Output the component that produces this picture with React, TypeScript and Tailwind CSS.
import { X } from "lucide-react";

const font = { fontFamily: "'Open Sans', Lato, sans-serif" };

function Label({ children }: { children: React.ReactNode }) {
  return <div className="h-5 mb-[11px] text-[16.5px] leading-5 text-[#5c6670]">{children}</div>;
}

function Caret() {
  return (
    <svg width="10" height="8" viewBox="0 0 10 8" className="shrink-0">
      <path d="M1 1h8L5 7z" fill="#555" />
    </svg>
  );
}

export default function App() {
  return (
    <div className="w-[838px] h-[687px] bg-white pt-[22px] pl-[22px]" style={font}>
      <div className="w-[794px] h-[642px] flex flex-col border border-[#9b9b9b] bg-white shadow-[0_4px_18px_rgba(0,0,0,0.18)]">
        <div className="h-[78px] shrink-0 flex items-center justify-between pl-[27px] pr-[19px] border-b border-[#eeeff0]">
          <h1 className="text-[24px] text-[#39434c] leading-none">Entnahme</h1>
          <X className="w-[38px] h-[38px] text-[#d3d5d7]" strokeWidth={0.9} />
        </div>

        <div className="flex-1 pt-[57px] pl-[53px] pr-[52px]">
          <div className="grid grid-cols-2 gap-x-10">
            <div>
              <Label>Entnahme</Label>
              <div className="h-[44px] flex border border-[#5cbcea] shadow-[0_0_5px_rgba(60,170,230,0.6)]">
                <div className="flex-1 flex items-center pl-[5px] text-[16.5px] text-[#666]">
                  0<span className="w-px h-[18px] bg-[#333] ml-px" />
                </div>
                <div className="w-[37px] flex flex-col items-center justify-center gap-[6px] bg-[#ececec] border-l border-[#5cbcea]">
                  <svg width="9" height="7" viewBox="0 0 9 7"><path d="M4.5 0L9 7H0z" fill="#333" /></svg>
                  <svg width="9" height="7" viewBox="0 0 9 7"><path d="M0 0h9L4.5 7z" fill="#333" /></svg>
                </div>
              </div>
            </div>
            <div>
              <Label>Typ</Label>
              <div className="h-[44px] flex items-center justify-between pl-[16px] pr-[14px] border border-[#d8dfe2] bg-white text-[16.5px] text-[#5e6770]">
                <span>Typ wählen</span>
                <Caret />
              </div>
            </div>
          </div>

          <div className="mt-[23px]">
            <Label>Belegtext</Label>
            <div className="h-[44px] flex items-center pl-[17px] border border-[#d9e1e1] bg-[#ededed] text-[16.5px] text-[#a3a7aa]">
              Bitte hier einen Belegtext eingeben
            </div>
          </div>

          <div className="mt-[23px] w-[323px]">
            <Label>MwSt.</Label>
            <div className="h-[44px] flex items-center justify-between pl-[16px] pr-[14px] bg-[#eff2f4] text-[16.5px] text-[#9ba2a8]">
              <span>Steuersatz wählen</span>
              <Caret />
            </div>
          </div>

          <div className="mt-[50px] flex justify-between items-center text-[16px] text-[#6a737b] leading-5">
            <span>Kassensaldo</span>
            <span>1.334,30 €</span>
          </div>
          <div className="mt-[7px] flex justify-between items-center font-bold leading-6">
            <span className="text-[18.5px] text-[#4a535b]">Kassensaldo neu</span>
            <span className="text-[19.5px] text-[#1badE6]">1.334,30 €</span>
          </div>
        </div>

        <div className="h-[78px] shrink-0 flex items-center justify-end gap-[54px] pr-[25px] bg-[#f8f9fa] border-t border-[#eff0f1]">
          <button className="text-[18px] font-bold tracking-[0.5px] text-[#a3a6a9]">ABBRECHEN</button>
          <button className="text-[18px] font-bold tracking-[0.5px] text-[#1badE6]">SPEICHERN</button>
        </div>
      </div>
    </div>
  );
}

---

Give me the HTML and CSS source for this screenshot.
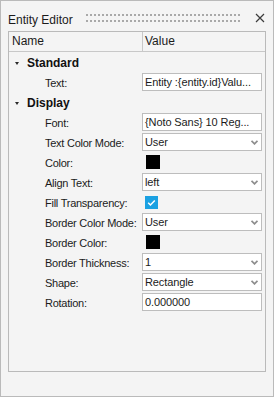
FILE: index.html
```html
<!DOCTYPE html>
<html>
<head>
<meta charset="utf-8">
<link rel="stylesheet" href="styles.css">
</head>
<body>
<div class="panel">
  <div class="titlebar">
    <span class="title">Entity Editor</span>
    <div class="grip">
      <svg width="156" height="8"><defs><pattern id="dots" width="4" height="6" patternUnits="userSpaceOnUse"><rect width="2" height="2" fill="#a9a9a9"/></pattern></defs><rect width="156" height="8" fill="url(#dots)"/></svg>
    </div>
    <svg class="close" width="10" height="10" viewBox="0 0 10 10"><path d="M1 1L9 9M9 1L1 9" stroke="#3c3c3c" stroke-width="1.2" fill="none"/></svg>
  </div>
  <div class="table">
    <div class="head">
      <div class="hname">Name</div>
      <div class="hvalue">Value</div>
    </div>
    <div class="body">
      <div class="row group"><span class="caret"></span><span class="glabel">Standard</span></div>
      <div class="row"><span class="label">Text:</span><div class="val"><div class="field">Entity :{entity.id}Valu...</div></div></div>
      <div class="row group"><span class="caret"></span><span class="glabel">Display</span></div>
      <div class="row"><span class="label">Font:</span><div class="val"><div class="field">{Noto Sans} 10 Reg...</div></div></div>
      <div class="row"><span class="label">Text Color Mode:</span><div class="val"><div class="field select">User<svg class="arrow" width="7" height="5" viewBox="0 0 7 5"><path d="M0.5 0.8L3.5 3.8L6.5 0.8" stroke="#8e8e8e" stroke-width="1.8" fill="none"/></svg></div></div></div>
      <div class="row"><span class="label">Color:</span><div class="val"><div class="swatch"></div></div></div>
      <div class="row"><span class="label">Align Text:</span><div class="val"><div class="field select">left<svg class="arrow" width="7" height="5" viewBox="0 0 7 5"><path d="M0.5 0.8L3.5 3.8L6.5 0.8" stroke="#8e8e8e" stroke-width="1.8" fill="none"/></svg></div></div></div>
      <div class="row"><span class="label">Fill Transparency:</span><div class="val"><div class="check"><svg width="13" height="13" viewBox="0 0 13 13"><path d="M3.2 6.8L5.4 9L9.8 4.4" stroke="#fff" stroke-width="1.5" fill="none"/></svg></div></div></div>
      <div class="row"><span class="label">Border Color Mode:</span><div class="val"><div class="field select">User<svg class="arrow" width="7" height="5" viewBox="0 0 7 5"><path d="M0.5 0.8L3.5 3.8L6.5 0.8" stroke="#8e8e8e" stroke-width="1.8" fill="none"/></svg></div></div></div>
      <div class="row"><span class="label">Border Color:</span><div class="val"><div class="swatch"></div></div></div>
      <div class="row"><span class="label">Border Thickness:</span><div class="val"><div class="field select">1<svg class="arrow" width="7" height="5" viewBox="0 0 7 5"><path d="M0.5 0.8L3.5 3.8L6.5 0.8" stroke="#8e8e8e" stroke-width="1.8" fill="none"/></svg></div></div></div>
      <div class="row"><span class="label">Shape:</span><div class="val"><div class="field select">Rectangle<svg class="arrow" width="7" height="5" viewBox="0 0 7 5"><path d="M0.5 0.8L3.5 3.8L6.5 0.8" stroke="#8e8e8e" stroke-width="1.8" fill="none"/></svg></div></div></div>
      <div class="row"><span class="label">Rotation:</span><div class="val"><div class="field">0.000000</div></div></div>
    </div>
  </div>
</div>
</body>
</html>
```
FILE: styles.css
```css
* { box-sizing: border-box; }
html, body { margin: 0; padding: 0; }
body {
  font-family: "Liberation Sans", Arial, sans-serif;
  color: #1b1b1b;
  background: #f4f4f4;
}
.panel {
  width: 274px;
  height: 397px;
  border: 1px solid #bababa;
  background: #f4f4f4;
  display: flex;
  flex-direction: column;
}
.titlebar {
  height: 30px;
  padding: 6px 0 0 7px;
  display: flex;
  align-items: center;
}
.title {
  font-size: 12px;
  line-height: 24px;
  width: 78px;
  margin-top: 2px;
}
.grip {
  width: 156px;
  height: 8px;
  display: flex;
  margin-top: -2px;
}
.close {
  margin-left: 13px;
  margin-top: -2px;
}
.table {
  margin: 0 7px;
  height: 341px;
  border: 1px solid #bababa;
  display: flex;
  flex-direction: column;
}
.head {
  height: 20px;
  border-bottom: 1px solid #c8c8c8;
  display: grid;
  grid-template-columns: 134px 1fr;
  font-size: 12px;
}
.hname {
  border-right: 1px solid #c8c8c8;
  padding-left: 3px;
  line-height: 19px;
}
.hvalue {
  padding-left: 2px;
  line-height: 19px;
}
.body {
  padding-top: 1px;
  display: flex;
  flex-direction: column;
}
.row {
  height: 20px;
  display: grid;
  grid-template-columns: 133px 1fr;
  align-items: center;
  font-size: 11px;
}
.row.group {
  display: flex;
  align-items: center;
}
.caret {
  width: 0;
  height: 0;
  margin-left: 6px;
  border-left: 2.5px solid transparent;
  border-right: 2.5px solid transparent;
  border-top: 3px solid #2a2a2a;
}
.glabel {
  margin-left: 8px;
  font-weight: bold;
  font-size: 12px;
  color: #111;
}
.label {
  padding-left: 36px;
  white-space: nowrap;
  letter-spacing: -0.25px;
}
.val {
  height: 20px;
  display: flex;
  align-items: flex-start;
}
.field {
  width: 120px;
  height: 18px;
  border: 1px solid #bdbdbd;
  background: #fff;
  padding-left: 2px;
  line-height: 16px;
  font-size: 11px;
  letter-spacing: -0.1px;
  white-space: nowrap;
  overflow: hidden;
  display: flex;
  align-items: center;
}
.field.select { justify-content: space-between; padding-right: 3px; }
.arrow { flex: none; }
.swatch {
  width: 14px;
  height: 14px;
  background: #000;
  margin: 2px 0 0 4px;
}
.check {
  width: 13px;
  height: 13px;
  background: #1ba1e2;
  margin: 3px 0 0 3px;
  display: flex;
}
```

## Aim of the exercise
Show every line from the entries above in which the word "this" appears.

## Output below
Output the component that produces this picture with React, TypeScript and Tailwind CSS.
Give me the HTML and CSS source for this screenshot.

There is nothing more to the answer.